NOTARIAL CERTIFICATION.

 

The undersigned Notary Public does hereby certify that: he was present at the Shareholder’s Meeting held on the date, time and at the place indicated herein; the persons who attended the meeting were present in person and/or by proxy, as indicated herein; the foregoing Minutes are a true transcription of everything that occurred and all resolutions adopted at the shareholders’ meeting. Santiago, December 24, 2012. There follows a signature and a seal of Mr. Juan Francisco Alamos Ovejero, Alternate Notary Public”. This is in accordance with the relevant Minutes Book which I have had before me. In witness whereof, and having read the contents hereof, these presents are executed and signed by the appearing party and the attesting Notary Public.

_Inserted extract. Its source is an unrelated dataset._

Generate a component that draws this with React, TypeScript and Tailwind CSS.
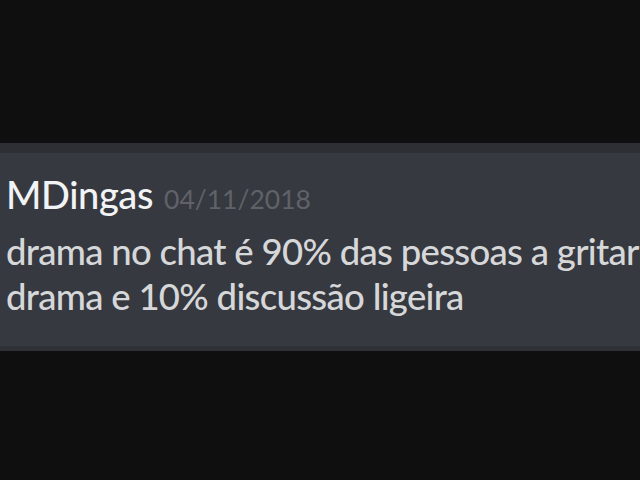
export default function App() {
  return (
    <div className="w-[640px] h-[480px] bg-[#0f0f10] flex flex-col overflow-hidden" style={{ fontFamily: '"Lato", "Noto Sans", sans-serif' }}>
      <div className="h-[143px] shrink-0" />
      <div className="h-[10px] bg-[#2d2f34] shrink-0" />
      <div className="h-[193px] bg-[#363940] shrink-0 pl-[6px] pt-[19px] whitespace-nowrap">
        <div className="flex items-baseline gap-[11px] leading-[44px]">
          <span className="text-[38px] text-[#f2f3f5] font-medium tracking-[-0.4px]">MDingas</span>
          <span className="text-[26.5px] text-[#5f6269]">04/11/2018</span>
        </div>
        <div className="mt-[8px] text-[#d6d7d9] text-[36.5px] leading-[45px] font-medium tracking-[-0.7px]">
          <div>drama no chat é 90% das pessoas a gritar</div>
          <div>drama e 10% discussão ligeira</div>
        </div>
      </div>
      <div className="h-[5px] bg-[#2f3136] shrink-0" />
    </div>
  );
}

A copy is issued. I ATTEST.

 

[Signature]

 

PIA FERTILIO OLMOS

 

[Signature]

 

[Seal:] I HEREBY CERTIFY that this document, which is composed of 13 pages, is a true copy of its original. Santiago, December 28, 2012. [Signature] Juan Fco. Alamos Ovejero. Alternate Notary Public of Notary’s Office No. 45

 

[Handwritten at the bottom:] R 43255-2012. 26-12-2012

 

[Overleaf:] [Seal:] PAGE INTENTIONALLY LEFT BLANK. Signature. [Seal:] Notary Rene Benavente Cash. Juan Fco. Alamos Ovejero. Alternate Notary. Santiago.

 

[Seal on the left margin of all pages:] Notary Rene Benavente Cash. Juan Fco. Alamos Ovejero. Alternate Notary. Santiago.